The BSDs don't have this issue; AFAIK you can chuck CDDL'ed code straight into a BSD kernel. So the fully open-source platform most likely to succeed OpenSolaris as the home of ZFS is actually going to be one of the BSDs; my guess is FreeBSD. A ground-up clean room implementation of ZFS licensed under the GPL2 or MIT/X11 license would be required to get ZFS accepted into the upstream Linux kernel. And until/unless it goes upstream, most of the important Linux distributions that count (as far as user adoption and/or commercial success) will not ship it.
The most likely place for ZFS to see any adoption at all on Linux is with Gentoo. If I understand the legal contracts we call licenses (IANAL), the distribution method of Gentoo uses (or abuses) a convenient loophole in the GPL. Essentially, the CDDL'ed ZFS code can be shipped in alongside GPL'ed Linux code without any legal conflict, as long as CDDL'ed ZFS binaries aren't shipped as a derivative work of GPL'ed Linux binaries. So I think the Gentoo project would be within its rights to distribute a ZFS module ebuild.

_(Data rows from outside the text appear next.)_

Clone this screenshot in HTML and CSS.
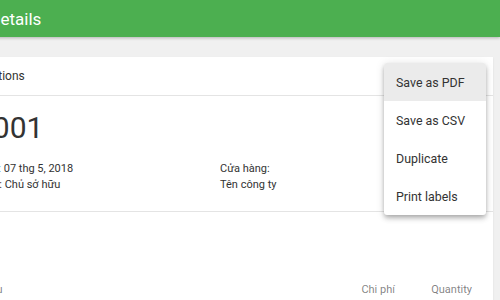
FILE: index.html
```html
<!DOCTYPE html>
<html lang="vi">
<head>
    <meta charset="UTF-8">
    <meta name="viewport" content="width=device-width, initial-scale=1.0">
    <title>Order details</title>
    <link rel="stylesheet" href="styles.css">
</head>
<body>
    <div class="page">
        <header class="toolbar">
            <h1 class="toolbar-title">Order details</h1>
        </header>

        <main class="main">
            <section class="card">
                <div class="card-header">Export options</div>

                <div class="summary">
                    <div class="order-number">ĐH-001</div>
                    <div class="info-grid">
                        <div class="info-col">
                            <div>Order date: 07 thg 5, 2018</div>
                            <div>Created by: Chủ sở hữu</div>
                        </div>
                        <div class="info-col">
                            <div>Cửa hàng:</div>
                            <div>Tên công ty</div>
                        </div>
                    </div>
                </div>

                <div class="items">
                    <div class="items-head">
                        <span class="col-name">Tên vật liệu</span>
                        <span class="col-cost">Chi phí</span>
                        <span class="col-qty">Quantity</span>
                    </div>
                </div>

                <ul class="menu">
                    <li class="menu-item active">Save as PDF</li>
                    <li class="menu-item">Save as CSV</li>
                    <li class="menu-item">Duplicate</li>
                    <li class="menu-item">Print labels</li>
                </ul>
            </section>
        </main>
    </div>
</body>
</html>
```

FILE: styles.css
```css
body {
    margin: 0;
    padding: 0;
    font-family: Roboto, "Liberation Sans", Arial, sans-serif;
    background-color: #f0f0f0;
    color: #333;
    overflow: hidden;
}

.page {
    margin-left: -65px;
}

.toolbar {
    height: 37px;
    display: flex;
    align-items: center;
    padding-left: 10px;
    background-color: #4caf50;
    box-shadow: 0 1px 3px rgba(0, 0, 0, 0.25);
    position: relative;
}

.toolbar-title {
    margin: 0;
    font-size: 17px;
    font-weight: 400;
    color: #fff;
}

.main {
    padding: 20px 7px 0 0;
}

.card {
    position: relative;
    background-color: #fff;
    height: 260px;
    box-shadow: 0 1px 2px rgba(0, 0, 0, 0.08);
}

.card-header {
    height: 38px;
    display: flex;
    align-items: center;
    padding: 0 12px;
    font-size: 12px;
    border-bottom: 1px solid #e4e4e4;
}

.summary {
    padding: 14px 12px 18px;
    border-bottom: 1px solid #e4e4e4;
}

.order-number {
    font-size: 30px;
    line-height: 36px;
    margin-left: -4px;
    color: #333;
}

.info-grid {
    display: grid;
    grid-template-columns: 273px 1fr;
    margin-top: 15px;
    font-size: 11px;
    line-height: 16px;
}

.items {
    padding: 70px 21px 0 12px;
}

.items-head {
    display: flex;
    font-size: 11px;
    line-height: 16px;
    color: rgba(0, 0, 0, 0.5);
}

.col-name {
    flex: 1;
}

.col-cost {
    width: 80px;
    text-align: right;
}

.col-qty {
    width: 77px;
    text-align: right;
}

.menu {
    position: absolute;
    top: 6px;
    right: 7px;
    width: 102px;
    margin: 0;
    padding: 0;
    list-style: none;
    background-color: #fff;
    border-radius: 3px;
    overflow: hidden;
    box-shadow: 0 2px 4px -1px rgba(0, 0, 0, 0.2), 0 4px 5px 0 rgba(0, 0, 0, 0.14), 0 1px 10px 0 rgba(0, 0, 0, 0.12);
}

.menu-item {
    height: 38px;
    display: flex;
    align-items: center;
    padding: 0 12px;
    font-size: 12.4px;
    color: #333;
}

.menu-item.active {
    background-color: #ebebeb;
}
```
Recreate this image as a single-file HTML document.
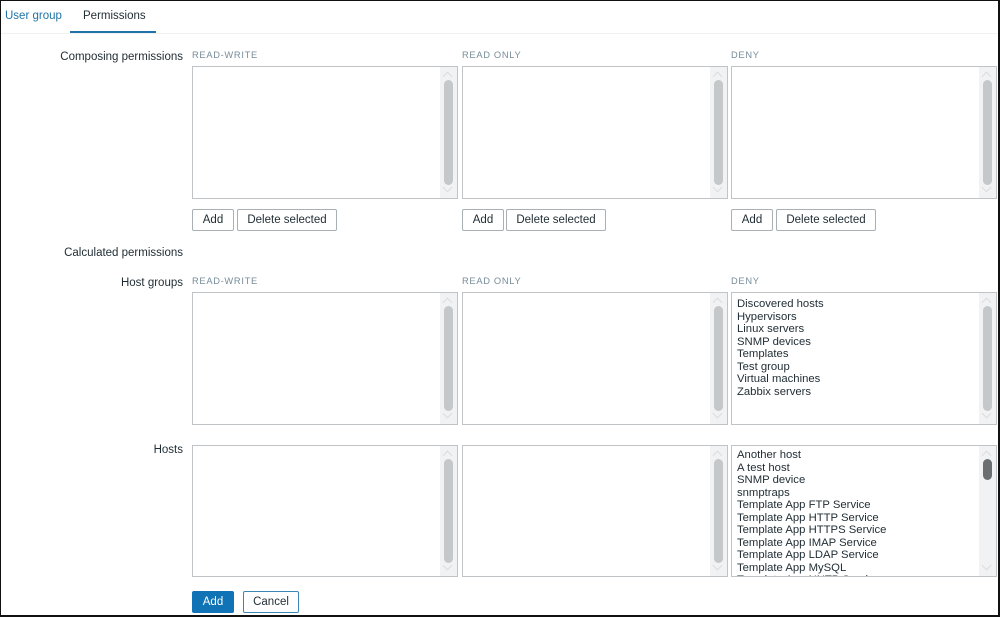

Still, Gentoo is an enthusiast distro; it definitely does not represent any sort of majority of users. Right now that majority would be RHEL, Ubuntu, Fedora, and OpenSUSE.
Maybe those are just the first steps to make it fully working on Linux (by fully I mean features)? Maybe then it will have to match the performance and stability compared to ZFS on solaris?
Originally Posted by Wingfeather
I think so, yes. At this point, it really is about making things work correctly. I've no idea how much work there is to do in performance tuning. Probably loads. Brian does say that none has been done at this point - all efforts are very much on hooking things up properly. That said, performance isn't that bad.
Originally Posted by kraftman
As for stability, with luck, the linux-specific parts of the code will hopefully mature quite quickly. From reading the list, it appears that the relevant differences between Linux and Solaris' kernel are becoming quite well understood, so hopefully the number of Gotcha's will start decreasing.